-- begin --
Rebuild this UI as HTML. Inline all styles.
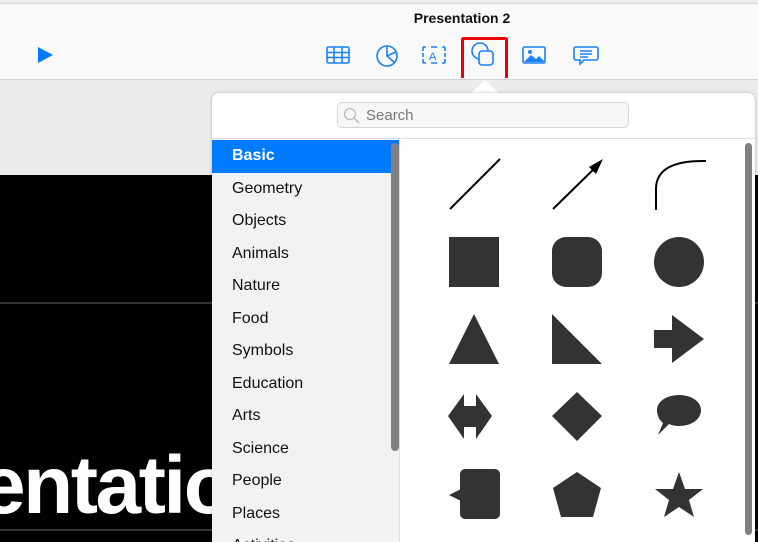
<!DOCTYPE html>
<html><head><style>
*{margin:0;padding:0;box-sizing:border-box}
html,body{width:758px;height:542px;overflow:hidden}
body{position:relative;background:#ececec;font-family:"Liberation Sans",sans-serif}
.tb{position:absolute;left:0;top:3px;width:758px;height:77px;background:#f9f9f9;border-top:1px solid #d8d8d8;border-bottom:1px solid #d4d4d4}
.title{position:absolute;top:6px;left:0;width:924px;text-align:center;font-size:14px;color:#111;font-weight:bold}
.slide{position:absolute;left:0;top:175px;width:758px;height:367px;background:#000}
.big{position:absolute;left:-20px;top:445px;font-size:82px;font-weight:bold;color:#fff;letter-spacing:-2.5px;line-height:1}
.pop{position:absolute;left:212px;top:93px;width:543px;height:449px;background:#fff;border-radius:7px 7px 0 0;box-shadow:0 0 3px rgba(0,0,0,.25);overflow:hidden}
.search{position:absolute;left:125px;top:9px;width:292px;height:26px;border:1px solid #d6d6d6;border-radius:5px;background:#f7f7f7;font-size:15px;color:#777;padding:4px 0 0 28px}
.side{position:absolute;left:0;top:45px;width:188px;height:410px;background:#f2f2f2;border-top:1px solid #ddd;border-right:1px solid #ddd;padding-top:1px}
.side .it{height:32.5px;line-height:32.5px;padding-left:20px;font-size:16px;color:#111}
.side .sel{background:#007aff;color:#fff;font-weight:bold}
.sb{position:absolute;left:179px;top:4px;width:8px;height:308px;border-radius:4px;background:#808080}
.grid{position:absolute;left:189px;top:45px;width:354px;height:410px;border-top:1px solid #ddd}
.sb2{position:absolute;left:344px;top:4px;width:7px;height:392px;border-radius:4px;background:#808080}
</style></head><body>
<div class="tb">
<div class="title">Presentation 2</div>
<svg width="758" height="77" style="position:absolute;left:0;top:-3px">
<path d="M38 46 L53 54 L38 62Z" fill="#007aff"/>
<g fill="none" stroke="#1a82f5" stroke-width="1.6">
<rect x="327" y="46" width="22" height="16" rx="1.5"/><path d="M327 51.5h22M327 56.5h22M334 46v16M342 46v16"/>
<circle cx="387" cy="55" r="10"/><path d="M387 45v10l7 6M387 55l9-4"/>
<path d="M423 46h3M431 46h6M442 46h3M423 62h3M431 62h6M442 62h3M423 46v4M423 58v4M445 46v4M445 58v4M423 52v4M445 52v4"/>
<text x="429" y="59" font-size="11" fill="#1a82f5" stroke="none" font-family="Liberation Sans">A</text>
<circle cx="480" cy="50" r="8"/><rect x="479" y="50" width="14" height="14" rx="3" fill="#f9f9f9"/>
<rect x="523" y="46" width="22" height="16" rx="1.5"/>
<path d="M576 46h20a2 2 0 0 1 2 2v9a2 2 0 0 1-2 2h-12l-4 4v-4h-4a2 2 0 0 1-2-2v-9a2 2 0 0 1 2-2zM580 50h12M580 53h12M580 56h8"/>
</g>
<path d="M524 61l7-7 5 4 3-3 6 6z" fill="#1a82f5"/><circle cx="530" cy="51" r="2" fill="#1a82f5"/>
<rect x="462.5" y="37.5" width="44" height="41" fill="none" stroke="#e00" stroke-width="3" rx="1"/>
</svg>
</div>
<div class="slide">
<div style="position:absolute;left:0;top:127px;width:758px;height:2px;background:#333"></div>
<div style="position:absolute;left:0;top:354px;width:758px;height:2px;background:#333"></div>
</div>
<div class="big">entatio</div>
<svg width="30" height="14" style="position:absolute;left:470px;top:80px"><path d="M0 14 L15 0 L30 14Z" fill="#fff"/></svg>
<div class="pop">
<div class="search">Search</div>
<svg width="20" height="20" style="position:absolute;left:130px;top:13px"><circle cx="8" cy="8" r="5.5" fill="none" stroke="#bbb" stroke-width="1.3"/><path d="M12 12l5 5" stroke="#bbb" stroke-width="1.5"/></svg>
<div class="side">
<div class="it sel">Basic</div><div class="it">Geometry</div><div class="it">Objects</div><div class="it">Animals</div><div class="it">Nature</div><div class="it">Food</div><div class="it">Symbols</div><div class="it">Education</div><div class="it">Arts</div><div class="it">Science</div><div class="it">People</div><div class="it">Places</div><div class="it">Activities</div>
<div class="sb"></div>
</div>
<div class="grid">
<svg width="354" height="410" style="position:absolute;left:0;top:-1px" viewBox="0 0 354 410">
<g transform="translate(-401,-139)">
<path d="M450 210L500 160" stroke="#000" stroke-width="2"/>
<path d="M553 210L598 166" stroke="#000" stroke-width="2"/><path d="M603 160L596 175L589 168Z" fill="#000"/>
<path d="M656 211V190Q656 161 706 162" fill="none" stroke="#000" stroke-width="2"/>
<g fill="#333">
<rect x="449" y="238" width="50" height="50"/>
<rect x="552" y="238" width="50" height="50" rx="14"/>
<circle cx="679" cy="263" r="25"/>
<path d="M474 315L499 365H449Z"/>
<path d="M552 315L602 365H552Z"/>
<path d="M654 331H672V316L704 340L672 364V349H654Z"/>
<path d="M448 417L464 395V407H476V395L492 417L476 440V428H464V440Z"/>
<path d="M577 393L602 417L577 442L552 417Z"/>
<path d="M679 396C692 396 701 403 701 411C701 420 692 427 679 427C675 427 671 426 669 425L658 436L663 424C659 421 657 416 657 411C657 403 666 396 679 396Z"/>
<rect x="460" y="470" width="40" height="50" rx="5"/><path d="M461 490L449 496L461 502Z"/>
<path d="M577 473L601 489L593 518H561L553 489Z"/>
<path d="M679 473L685 490H703L689 501L694 518L679 508L664 518L669 501L655 490H673Z"/>
</g></g></svg>
<div class="sb2"></div>
</div>
</div>
</body></html>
-- end --
### Written exercise:
Skip the images and write out the rest of the listing exactly.

### Task solution:
Rebuild this UI as HTML. Inline all styles.
<!DOCTYPE html>
<html><head><style>
*{margin:0;padding:0;box-sizing:border-box}
html,body{width:758px;height:542px;overflow:hidden}
body{position:relative;background:#ececec;font-family:"Liberation Sans",sans-serif}
.tb{position:absolute;left:0;top:3px;width:758px;height:77px;background:#f9f9f9;border-top:1px solid #d8d8d8;border-bottom:1px solid #d4d4d4}
.title{position:absolute;top:6px;left:0;width:924px;text-align:center;font-size:14px;color:#111;font-weight:bold}
.slide{position:absolute;left:0;top:175px;width:758px;height:367px;background:#000}
.big{position:absolute;left:-20px;top:445px;font-size:82px;font-weight:bold;color:#fff;letter-spacing:-2.5px;line-height:1}
.pop{position:absolute;left:212px;top:93px;width:543px;height:449px;background:#fff;border-radius:7px 7px 0 0;box-shadow:0 0 3px rgba(0,0,0,.25);overflow:hidden}
.search{position:absolute;left:125px;top:9px;width:292px;height:26px;border:1px solid #d6d6d6;border-radius:5px;background:#f7f7f7;font-size:15px;color:#777;padding:4px 0 0 28px}
.side{position:absolute;left:0;top:45px;width:188px;height:410px;background:#f2f2f2;border-top:1px solid #ddd;border-right:1px solid #ddd;padding-top:1px}
.side .it{height:32.5px;line-height:32.5px;padding-left:20px;font-size:16px;color:#111}
.side .sel{background:#007aff;color:#fff;font-weight:bold}
.sb{position:absolute;left:179px;top:4px;width:8px;height:308px;border-radius:4px;background:#808080}
.grid{position:absolute;left:189px;top:45px;width:354px;height:410px;border-top:1px solid #ddd}
.sb2{position:absolute;left:344px;top:4px;width:7px;height:392px;border-radius:4px;background:#808080}
</style></head><body>
<div class="tb">
<div class="title">Presentation 2</div>
<svg width="758" height="77" style="position:absolute;left:0;top:-3px">
<path d="M38 46 L53 54 L38 62Z" fill="#007aff"/>
<g fill="none" stroke="#1a82f5" stroke-width="1.6">
<rect x="327" y="46" width="22" height="16" rx="1.5"/><path d="M327 51.5h22M327 56.5h22M334 46v16M342 46v16"/>
<circle cx="387" cy="55" r="10"/><path d="M387 45v10l7 6M387 55l9-4"/>
<path d="M423 46h3M431 46h6M442 46h3M423 62h3M431 62h6M442 62h3M423 46v4M423 58v4M445 46v4M445 58v4M423 52v4M445 52v4"/>
<text x="429" y="59" font-size="11" fill="#1a82f5" stroke="none" font-family="Liberation Sans">A</text>
<circle cx="480" cy="50" r="8"/><rect x="479" y="50" width="14" height="14" rx="3" fill="#f9f9f9"/>
<rect x="523" y="46" width="22" height="16" rx="1.5"/>
<path d="M576 46h20a2 2 0 0 1 2 2v9a2 2 0 0 1-2 2h-12l-4 4v-4h-4a2 2 0 0 1-2-2v-9a2 2 0 0 1 2-2zM580 50h12M580 53h12M580 56h8"/>
</g>
<path d="M524 61l7-7 5 4 3-3 6 6z" fill="#1a82f5"/><circle cx="530" cy="51" r="2" fill="#1a82f5"/>
<rect x="462.5" y="37.5" width="44" height="41" fill="none" stroke="#e00" stroke-width="3" rx="1"/>
</svg>
</div>
<div class="slide">
<div style="position:absolute;left:0;top:127px;width:758px;height:2px;background:#333"></div>
<div style="position:absolute;left:0;top:354px;width:758px;height:2px;background:#333"></div>
</div>
<div class="big">entatio</div>
<svg width="30" height="14" style="position:absolute;left:470px;top:80px"><path d="M0 14 L15 0 L30 14Z" fill="#fff"/></svg>
<div class="pop">
<div class="search">Search</div>
<svg width="20" height="20" style="position:absolute;left:130px;top:13px"><circle cx="8" cy="8" r="5.5" fill="none" stroke="#bbb" stroke-width="1.3"/><path d="M12 12l5 5" stroke="#bbb" stroke-width="1.5"/></svg>
<div class="side">
<div class="it sel">Basic</div><div class="it">Geometry</div><div class="it">Objects</div><div class="it">Animals</div><div class="it">Nature</div><div class="it">Food</div><div class="it">Symbols</div><div class="it">Education</div><div class="it">Arts</div><div class="it">Science</div><div class="it">People</div><div class="it">Places</div><div class="it">Activities</div>
<div class="sb"></div>
</div>
<div class="grid">
<svg width="354" height="410" style="position:absolute;left:0;top:-1px" viewBox="0 0 354 410">
<g transform="translate(-401,-139)">
<path d="M450 210L500 160" stroke="#000" stroke-width="2"/>
<path d="M553 210L598 166" stroke="#000" stroke-width="2"/><path d="M603 160L596 175L589 168Z" fill="#000"/>
<path d="M656 211V190Q656 161 706 162" fill="none" stroke="#000" stroke-width="2"/>
<g fill="#333">
<rect x="449" y="238" width="50" height="50"/>
<rect x="552" y="238" width="50" height="50" rx="14"/>
<circle cx="679" cy="263" r="25"/>
<path d="M474 315L499 365H449Z"/>
<path d="M552 315L602 365H552Z"/>
<path d="M654 331H672V316L704 340L672 364V349H654Z"/>
<path d="M448 417L464 395V407H476V395L492 417L476 440V428H464V440Z"/>
<path d="M577 393L602 417L577 442L552 417Z"/>
<path d="M679 396C692 396 701 403 701 411C701 420 692 427 679 427C675 427 671 426 669 425L658 436L663 424C659 421 657 416 657 411C657 403 666 396 679 396Z"/>
<rect x="460" y="470" width="40" height="50" rx="5"/><path d="M461 490L449 496L461 502Z"/>
<path d="M577 473L601 489L593 518H561L553 489Z"/>
<path d="M679 473L685 490H703L689 501L694 518L679 508L664 518L669 501L655 490H673Z"/>
</g></g></svg>
<div class="sb2"></div>
</div>
</div>
</body></html>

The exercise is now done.